_Stated problem:_
Reproduce all of the data below without alteration; exclude every picture.
★ ★ ★ ★ ★ ★ ★
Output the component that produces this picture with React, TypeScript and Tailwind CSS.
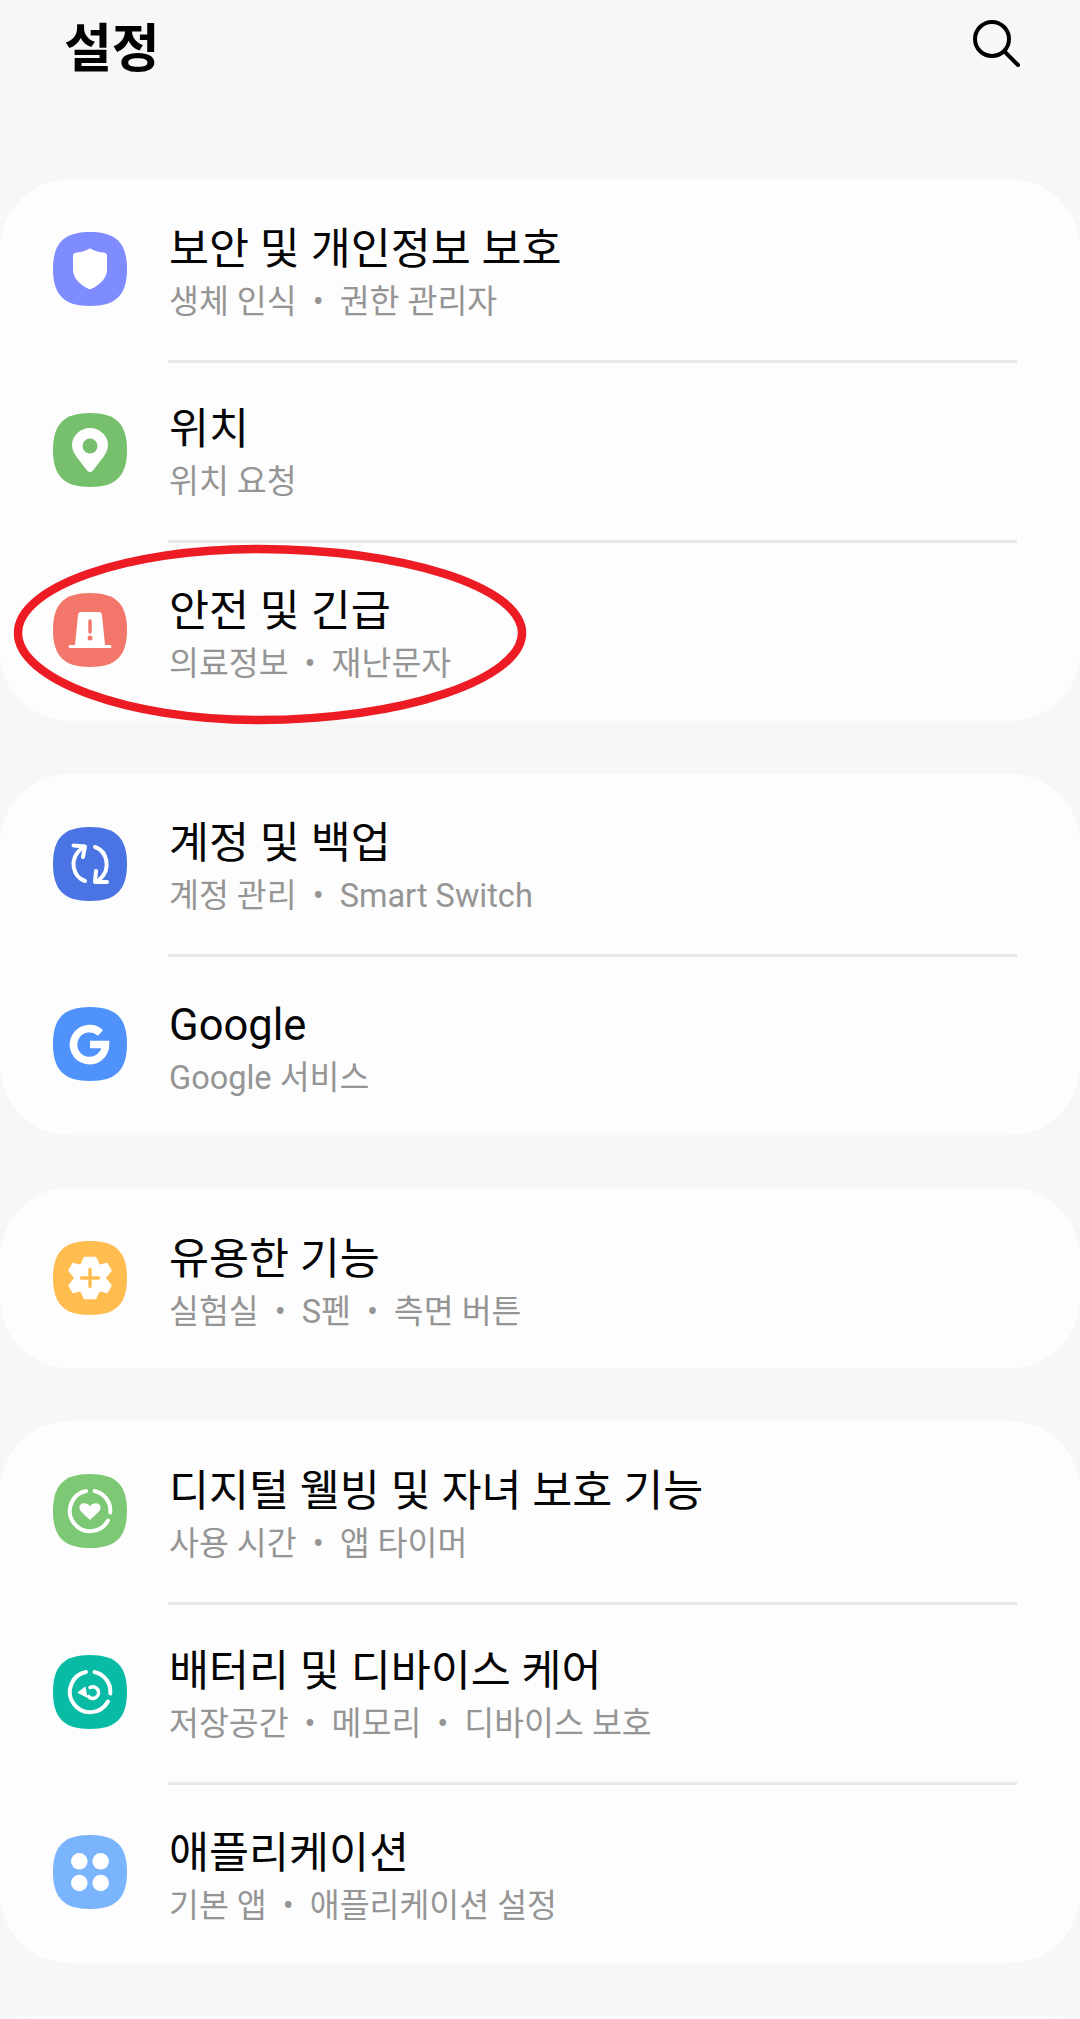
import React from "react";

const SQUIRCLE = "M37 0C63 0 74 11 74 37C74 63 63 74 37 74C11 74 0 63 0 37C0 11 11 0 37 0Z";

function Tile({ color, children }: { color: string; children: React.ReactNode }) {
  return (
    <svg width="74" height="74" viewBox="0 0 74 74" className="shrink-0">
      <path d={SQUIRCLE} fill={color} />
      {children}
    </svg>
  );
}

function Ring() {
  return (
    <g fill="none" stroke="#fff" strokeWidth="4" strokeLinecap="round">
      <path d="M41.5 17A20.3 20.3 0 0 1 57.3 38.5" />
      <path d="M55 46.5A20.3 20.3 0 1 1 33 17" />
    </g>
  );
}

const icons = {
  shield: (
    <Tile color="#7e8cff">
      <path
        fill="#fff"
        d="M37 16.5C38 16.5 40 18 43 19C46 20 50 20.5 52 21C53.5 21.5 54 22 54 24V38C54 47 45 54 38 57Q37 57.5 36 57C29 54 20 47 20 38V24C20 22 20.5 21.5 22 21C24 20.5 28 20 31 19C34 18 36 16.5 37 16.5Z"
      />
    </Tile>
  ),
  pin: (
    <Tile color="#76bf6d">
      <path
        fill="#fff"
        d="M37 15C47 15 55 23 55 32C55 37 52.5 41 50 44.5L39.5 58Q37 60 34.5 58L24 44.5C21.5 41 19 37 19 32C19 23 27 15 37 15Z"
      />
      <circle cx="37" cy="33" r="7.5" fill="#76bf6d" />
    </Tile>
  ),
  beacon: (
    <Tile color="#f27669">
      <path fill="#fff" d="M28 19H46Q48.5 19 49 22L52 52H57Q58.5 52 58.5 53.5Q58.5 55 57 55H17Q15.5 55 15.5 53.5Q15.5 52 17 52H22L25 22Q25.5 19 28 19Z" />
      <path d="M37 28V39" stroke="#f27669" strokeWidth="3.4" strokeLinecap="round" />
      <circle cx="37" cy="45" r="2.5" fill="#f27669" />
    </Tile>
  ),
  sync: (
    <Tile color="#4a74e4">
      <g fill="none" stroke="#fff" strokeWidth="4" strokeLinecap="round" strokeLinejoin="round">
        <path d="M32 54C20 50 15 32 29 21" />
        <path d="M20.5 18.5L32 19.5L30 30" />
        <path d="M42 20C54 24 59 42 46 53" />
        <path d="M43 44L42 55L54 55" />
      </g>
    </Tile>
  ),
  google: (
    <Tile color="#4f92fb">
      <path d="M47.5 26A16 16 0 1 0 52.5 37.5H37" fill="none" stroke="#fff" strokeWidth="7.6" />
    </Tile>
  ),
  gear: (
    <Tile color="#ffbd4f">
      <path
        fill="#fff"
        stroke="#fff"
        strokeWidth="1.5"
        strokeLinejoin="round"
        d="M31.5 16.5H42.5L46.5 24.5L54 22.5L58 29.5L52 37L58 44.5L54 51.5L46.5 49.5L42.5 57.5H31.5L27.5 49.5L20 51.5L16 44.5L22 37L16 29.5L20 22.5L27.5 24.5Z"
      />
      <path d="M28.5 37H45.5M37 28.5V45.5" stroke="#ffbd4f" strokeWidth="3.4" strokeLinecap="round" />
    </Tile>
  ),
  wellbeing: (
    <Tile color="#7dc874">
      <Ring />
      <path
        fill="#fff"
        d="M37 46L28.5 38C25 34.5 26 29.5 31 29.3C33.5 29.3 36 30.5 37 32.5C38 30.5 40.5 29.3 43 29.3C48 29.5 49 34.5 45.5 38Z"
      />
    </Tile>
  ),
  care: (
    <Tile color="#08bba5">
      <Ring />
      <path d="M37 32.5A5.8 5.8 0 1 1 35.5 41.5" fill="none" stroke="#fff" strokeWidth="3.6" strokeLinecap="round" />
      <path d="M25.5 37.5L32 32.5L33.5 41.5Z" fill="#fff" stroke="#fff" strokeWidth="1.5" strokeLinejoin="round" />
    </Tile>
  ),
  apps: (
    <Tile color="#7ab4fc">
      <g fill="#fff">
        <circle cx="26.3" cy="26.3" r="8.3" />
        <circle cx="47.7" cy="26.3" r="8.3" />
        <circle cx="26.3" cy="48" r="8.3" />
        <circle cx="47.7" cy="48" r="8.3" />
      </g>
    </Tile>
  ),
};

type Item = { icon: React.ReactNode; title: string; sub: string[] };

const groups: Item[][] = [
  [
    { icon: icons.shield, title: "보안 및 개인정보 보호", sub: ["생체 인식", "권한 관리자"] },
    { icon: icons.pin, title: "위치", sub: ["위치 요청"] },
    { icon: icons.beacon, title: "안전 및 긴급", sub: ["의료정보", "재난문자"] },
  ],
  [
    { icon: icons.sync, title: "계정 및 백업", sub: ["계정 관리", "Smart Switch"] },
    { icon: icons.google, title: "Google", sub: ["Google 서비스"] },
  ],
  [{ icon: icons.gear, title: "유용한 기능", sub: ["실험실", "S펜", "측면 버튼"] }],
  [
    { icon: icons.wellbeing, title: "디지털 웰빙 및 자녀 보호 기능", sub: ["사용 시간", "앱 타이머"] },
    { icon: icons.care, title: "배터리 및 디바이스 케어", sub: ["저장공간", "메모리", "디바이스 보호"] },
    { icon: icons.apps, title: "애플리케이션", sub: ["기본 앱", "애플리케이션 설정"] },
  ],
];

function Row({ item, last }: { item: Item; last: boolean }) {
  return (
    <div className="flex h-[180.5px] items-center pl-[53px]">
      <div className="w-[115px]">{item.icon}</div>
      <div
        className={`mr-[63px] flex h-[183.5px] flex-1 flex-col justify-center self-start pt-[11px] pl-[1px] ${
          last ? "" : "border-b-[3px] border-[#e8e8e8]"
        }`}
      >
        <div className="text-[43.5px] leading-[54px] text-[#050505]">{item.title}</div>
        <div className="flex text-[32.5px] leading-[50px] text-[#959595]">
          {item.sub.map((s, i) => (
            <React.Fragment key={s}>
              {i > 0 && <span className="mx-[16px]">•</span>}
              <span>{s}</span>
            </React.Fragment>
          ))}
        </div>
      </div>
    </div>
  );
}

export default function App() {
  return (
    <div
      className="relative h-[2019px] overflow-hidden bg-[#f7f7f7]"
      style={{ fontFamily: 'Roboto, "Noto Sans CJK KR", sans-serif' }}
    >
      {/* Title bar */}
      <header className="flex h-[179px] items-start justify-between pl-[64px] pr-[58px]">
        <h1 className="mt-[15px] text-[52px] leading-[70px] font-bold text-black">설정</h1>
        <svg width="50" height="50" viewBox="0 0 50 50" className="mt-[19px]" fill="none" stroke="#000" strokeWidth="4" strokeLinecap="round">
          <circle cx="20" cy="20" r="17" />
          <path d="M32.5 32.5L46 46" />
        </svg>
      </header>

      {/* Settings groups */}
      <main className="flex flex-col gap-[53px]">
        {groups.map((group, g) => (
          <section key={g} className="rounded-[70px] bg-[#fdfdfd]">
            {group.map((item, i) => (
              <Row key={item.title} item={item} last={i === group.length - 1} />
            ))}
          </section>
        ))}
        <section className="h-[60px] rounded-[70px] bg-[#fdfdfd]" />
      </main>

      {/* Red marker drawn around the safety row */}
      <svg className="pointer-events-none absolute left-0 top-0" width="560" height="760" viewBox="0 0 560 760" fill="none">
        <path
          d="M18 633C18 587 126 549 258 549C403 549 522 587 522 633C522 679 403 720 258 720C126 720 18 679 18 633Z"
          stroke="#ed1c24"
          strokeWidth="8.5"
        />
      </svg>
    </div>
  );
}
★ ★ ★ ★ ★ ★ ★
_Result of this task:_
Output the component that produces this picture with React, TypeScript and Tailwind CSS.
import React from "react";

const SQUIRCLE = "M37 0C63 0 74 11 74 37C74 63 63 74 37 74C11 74 0 63 0 37C0 11 11 0 37 0Z";

function Tile({ color, children }: { color: string; children: React.ReactNode }) {
  return (
    <svg width="74" height="74" viewBox="0 0 74 74" className="shrink-0">
      <path d={SQUIRCLE} fill={color} />
      {children}
    </svg>
  );
}

function Ring() {
  return (
    <g fill="none" stroke="#fff" strokeWidth="4" strokeLinecap="round">
      <path d="M41.5 17A20.3 20.3 0 0 1 57.3 38.5" />
      <path d="M55 46.5A20.3 20.3 0 1 1 33 17" />
    </g>
  );
}

const icons = {
  shield: (
    <Tile color="#7e8cff">
      <path
        fill="#fff"
        d="M37 16.5C38 16.5 40 18 43 19C46 20 50 20.5 52 21C53.5 21.5 54 22 54 24V38C54 47 45 54 38 57Q37 57.5 36 57C29 54 20 47 20 38V24C20 22 20.5 21.5 22 21C24 20.5 28 20 31 19C34 18 36 16.5 37 16.5Z"
      />
    </Tile>
  ),
  pin: (
    <Tile color="#76bf6d">
      <path
        fill="#fff"
        d="M37 15C47 15 55 23 55 32C55 37 52.5 41 50 44.5L39.5 58Q37 60 34.5 58L24 44.5C21.5 41 19 37 19 32C19 23 27 15 37 15Z"
      />
      <circle cx="37" cy="33" r="7.5" fill="#76bf6d" />
    </Tile>
  ),
  beacon: (
    <Tile color="#f27669">
      <path fill="#fff" d="M28 19H46Q48.5 19 49 22L52 52H57Q58.5 52 58.5 53.5Q58.5 55 57 55H17Q15.5 55 15.5 53.5Q15.5 52 17 52H22L25 22Q25.5 19 28 19Z" />
      <path d="M37 28V39" stroke="#f27669" strokeWidth="3.4" strokeLinecap="round" />
      <circle cx="37" cy="45" r="2.5" fill="#f27669" />
    </Tile>
  ),
  sync: (
    <Tile color="#4a74e4">
      <g fill="none" stroke="#fff" strokeWidth="4" strokeLinecap="round" strokeLinejoin="round">
        <path d="M32 54C20 50 15 32 29 21" />
        <path d="M20.5 18.5L32 19.5L30 30" />
        <path d="M42 20C54 24 59 42 46 53" />
        <path d="M43 44L42 55L54 55" />
      </g>
    </Tile>
  ),
  google: (
    <Tile color="#4f92fb">
      <path d="M47.5 26A16 16 0 1 0 52.5 37.5H37" fill="none" stroke="#fff" strokeWidth="7.6" />
    </Tile>
  ),
  gear: (
    <Tile color="#ffbd4f">
      <path
        fill="#fff"
        stroke="#fff"
        strokeWidth="1.5"
        strokeLinejoin="round"
        d="M31.5 16.5H42.5L46.5 24.5L54 22.5L58 29.5L52 37L58 44.5L54 51.5L46.5 49.5L42.5 57.5H31.5L27.5 49.5L20 51.5L16 44.5L22 37L16 29.5L20 22.5L27.5 24.5Z"
      />
      <path d="M28.5 37H45.5M37 28.5V45.5" stroke="#ffbd4f" strokeWidth="3.4" strokeLinecap="round" />
    </Tile>
  ),
  wellbeing: (
    <Tile color="#7dc874">
      <Ring />
      <path
        fill="#fff"
        d="M37 46L28.5 38C25 34.5 26 29.5 31 29.3C33.5 29.3 36 30.5 37 32.5C38 30.5 40.5 29.3 43 29.3C48 29.5 49 34.5 45.5 38Z"
      />
    </Tile>
  ),
  care: (
    <Tile color="#08bba5">
      <Ring />
      <path d="M37 32.5A5.8 5.8 0 1 1 35.5 41.5" fill="none" stroke="#fff" strokeWidth="3.6" strokeLinecap="round" />
      <path d="M25.5 37.5L32 32.5L33.5 41.5Z" fill="#fff" stroke="#fff" strokeWidth="1.5" strokeLinejoin="round" />
    </Tile>
  ),
  apps: (
    <Tile color="#7ab4fc">
      <g fill="#fff">
        <circle cx="26.3" cy="26.3" r="8.3" />
        <circle cx="47.7" cy="26.3" r="8.3" />
        <circle cx="26.3" cy="48" r="8.3" />
        <circle cx="47.7" cy="48" r="8.3" />
      </g>
    </Tile>
  ),
};

type Item = { icon: React.ReactNode; title: string; sub: string[] };

const groups: Item[][] = [
  [
    { icon: icons.shield, title: "보안 및 개인정보 보호", sub: ["생체 인식", "권한 관리자"] },
    { icon: icons.pin, title: "위치", sub: ["위치 요청"] },
    { icon: icons.beacon, title: "안전 및 긴급", sub: ["의료정보", "재난문자"] },
  ],
  [
    { icon: icons.sync, title: "계정 및 백업", sub: ["계정 관리", "Smart Switch"] },
    { icon: icons.google, title: "Google", sub: ["Google 서비스"] },
  ],
  [{ icon: icons.gear, title: "유용한 기능", sub: ["실험실", "S펜", "측면 버튼"] }],
  [
    { icon: icons.wellbeing, title: "디지털 웰빙 및 자녀 보호 기능", sub: ["사용 시간", "앱 타이머"] },
    { icon: icons.care, title: "배터리 및 디바이스 케어", sub: ["저장공간", "메모리", "디바이스 보호"] },
    { icon: icons.apps, title: "애플리케이션", sub: ["기본 앱", "애플리케이션 설정"] },
  ],
];

function Row({ item, last }: { item: Item; last: boolean }) {
  return (
    <div className="flex h-[180.5px] items-center pl-[53px]">
      <div className="w-[115px]">{item.icon}</div>
      <div
        className={`mr-[63px] flex h-[183.5px] flex-1 flex-col justify-center self-start pt-[11px] pl-[1px] ${
          last ? "" : "border-b-[3px] border-[#e8e8e8]"
        }`}
      >
        <div className="text-[43.5px] leading-[54px] text-[#050505]">{item.title}</div>
        <div className="flex text-[32.5px] leading-[50px] text-[#959595]">
          {item.sub.map((s, i) => (
            <React.Fragment key={s}>
              {i > 0 && <span className="mx-[16px]">•</span>}
              <span>{s}</span>
            </React.Fragment>
          ))}
        </div>
      </div>
    </div>
  );
}

export default function App() {
  return (
    <div
      className="relative h-[2019px] overflow-hidden bg-[#f7f7f7]"
      style={{ fontFamily: 'Roboto, "Noto Sans CJK KR", sans-serif' }}
    >
      {/* Title bar */}
      <header className="flex h-[179px] items-start justify-between pl-[64px] pr-[58px]">
        <h1 className="mt-[15px] text-[52px] leading-[70px] font-bold text-black">설정</h1>
        <svg width="50" height="50" viewBox="0 0 50 50" className="mt-[19px]" fill="none" stroke="#000" strokeWidth="4" strokeLinecap="round">
          <circle cx="20" cy="20" r="17" />
          <path d="M32.5 32.5L46 46" />
        </svg>
      </header>

      {/* Settings groups */}
      <main className="flex flex-col gap-[53px]">
        {groups.map((group, g) => (
          <section key={g} className="rounded-[70px] bg-[#fdfdfd]">
            {group.map((item, i) => (
              <Row key={item.title} item={item} last={i === group.length - 1} />
            ))}
          </section>
        ))}
        <section className="h-[60px] rounded-[70px] bg-[#fdfdfd]" />
      </main>

      {/* Red marker drawn around the safety row */}
      <svg className="pointer-events-none absolute left-0 top-0" width="560" height="760" viewBox="0 0 560 760" fill="none">
        <path
          d="M18 633C18 587 126 549 258 549C403 549 522 587 522 633C522 679 403 720 258 720C126 720 18 679 18 633Z"
          stroke="#ed1c24"
          strokeWidth="8.5"
        />
      </svg>
    </div>
  );
}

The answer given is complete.